8. Store video clips locally
It is always much quicker to read and save video files if they are stored locally. If you are working with files from the network, then consider moving them to your local hard drive. If you use both internal and external hard drives, then it may be faster to store video files on the internal hard drive.
9. Turn off Very Low Frequency filtration in Neat Video
If your video doesn’t have very low frequency video noise, then turn off Very Low Frequency filtration: Spatial Filter > Noise Reduction Amount > Frequencies> Very Low = 0% (off). This may slightly increase Neat Video’s processing speed.
10. Stop any unnecessary processes
Some background processes (for example, web browsers) can use a significant amount of available system resources including GPU memory. Closing down such processes is a possible way to avoid losing speed unnecessarily.

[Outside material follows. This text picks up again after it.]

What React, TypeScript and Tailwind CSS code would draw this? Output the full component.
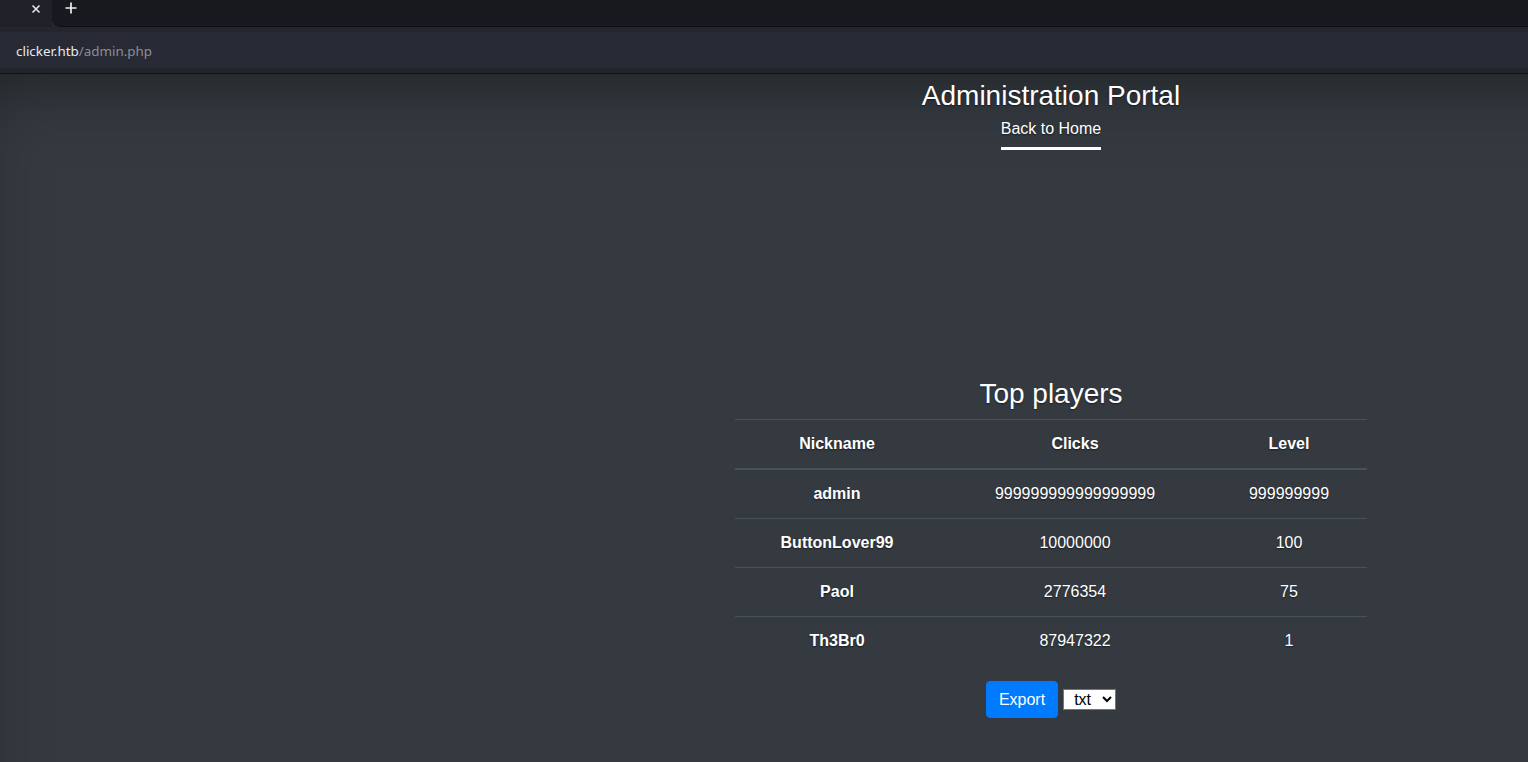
const players = [
  { nickname: 'admin', clicks: '999999999999999999', level: '999999999' },
  { nickname: 'ButtonLover99', clicks: '10000000', level: '100' },
  { nickname: 'Paol', clicks: '2776354', level: '75' },
  { nickname: 'Th3Br0', clicks: '87947322', level: '1' },
]

const shadowText = '[text-shadow:0_0.8px_1.6px_rgba(0,0,0,0.5)]'

function BrowserChrome() {
  return (
    <div className="shrink-0 bg-[#24262e]">
      <div className="flex h-[27px]">
        <div className="flex w-[52px] items-start justify-end bg-[#1f2028] pr-[11px] pt-[4px]">
          <svg width="10" height="10" viewBox="0 0 10 10">
            <path d="M1.5 1.5L8.5 8.5M8.5 1.5L1.5 8.5" stroke="#e6e6e6" strokeWidth="1.6" />
          </svg>
        </div>
        <div className="flex flex-1 items-start rounded-bl-[9px] border-b border-[#0e0f13] bg-[#18191f] pl-[13px] pt-[2px]">
          <svg width="12" height="12" viewBox="0 0 12 12">
            <path d="M6 0.5V11.5M0.5 6H11.5" stroke="#eeeeee" strokeWidth="1.7" />
          </svg>
        </div>
      </div>
      <div className="flex h-[47px] items-center border-b border-[#101115] bg-[#272a34] pl-[16px] pt-[2px] shadow-[inset_0_5px_0_#24262e,inset_0_-5px_0_#23252d]">
        <span className="text-[13.4px] font-['Noto_Sans',sans-serif] text-[#e9e9ec]">
          clicker.htb<span className="text-[#8b8e97]">/admin.php</span>
        </span>
      </div>
    </div>
  )
}

export default function App() {
  return (
    <div className="flex h-[762px] flex-col overflow-hidden bg-[#343a40] font-['Liberation_Sans',Arial,sans-serif]">
      <BrowserChrome />
      <div className="flex-1 overflow-hidden">
        <div
          className={`-ml-[40px] flex h-[1100px] w-[2182px] flex-col items-center bg-[#343a40] text-white shadow-[inset_0_0_80px_rgba(0,0,0,0.5)] ${shadowText}`}
        >
          <header className="flex flex-col items-center pt-[5px]">
            <h3 className="text-[28px] leading-[1.2]">Administration Portal</h3>
            <nav className="mt-[4px]">
              <a className="block border-b-[3px] border-white pb-[6px] text-[16px] leading-[24px]">
                Back to Home
              </a>
            </nav>
          </header>

          <main className="mt-[227px] flex w-[632px] flex-col items-center">
            <h2 className="text-[28px] leading-[1.2]">Top players</h2>
            <table className="mt-[9px] w-full border-collapse text-center text-[16px] leading-[24px]">
              <thead>
                <tr className="border-t border-b-2 border-[#4b5158]">
                  <th className="w-[204px] py-[12px] font-bold">Nickname</th>
                  <th className="w-[272px] py-[12px] font-bold">Clicks</th>
                  <th className="py-[12px] font-bold">Level</th>
                </tr>
              </thead>
              <tbody>
                {players.map((player) => (
                  <tr key={player.nickname} className="border-t border-[#4b5158] first:border-t-0">
                    <th className="py-[12px] font-bold">{player.nickname}</th>
                    <td className="py-[12px]">{player.clicks}</td>
                    <td className="py-[12px]">{player.level}</td>
                  </tr>
                ))}
              </tbody>
            </table>
            <form className="mt-[16px] flex items-center gap-[5px]">
              <button
                type="button"
                className="h-[37px] rounded-[4px] border border-[#007bff] bg-[#007bff] px-[12px] text-[16px] leading-[24px] text-white"
              >
                Export
              </button>
              <select
                defaultValue="txt"
                className="h-[21px] w-[53px] border border-[#767676] bg-white pl-[6px] text-[16px] leading-[18px] text-black [text-shadow:none]"
              >
                <option value="txt">txt</option>
                <option value="json">json</option>
                <option value="html">html</option>
              </select>
            </form>
          </main>
        </div>
      </div>
    </div>
  )
}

11. Use a lower bitdepth when possible
If your video editing software allows you to choose bitdepth and the final result is not required to have a high bitdepth, then consider using a lower settings for the project. For example, Adobe After Effects allows you to choose between 8, 16 and 32 bits per channel.
12. Specific to Premiere Pro
It is best to place Neat Video above/before other effects, especially above Lumetri and Warp Stabilizer because those effects are known to slow down processing and may cause stability issues when being applied above/before Neat Video.
13. Upgrade hardware
If you have done everything possible to speed up rendering but the efficiency is still significantly lower than the figures indicated in the table above, then it may be time to upgrade your hardware. Check our recommendations on choosing the right CPU and GPU.
Keep Neat Video up to date
We hope that the tips above will bring you closer to a polished final result much faster -- allowing you to focus on more important things! However, keep in mind that Neat Video is also continually improving. With every update, we focus on making it compatible with more GPUs and the latest video editing applications. We never stop working to improve the speed and to overcome known issues. So, remember to keep Neat Video updated to benefit from these efforts.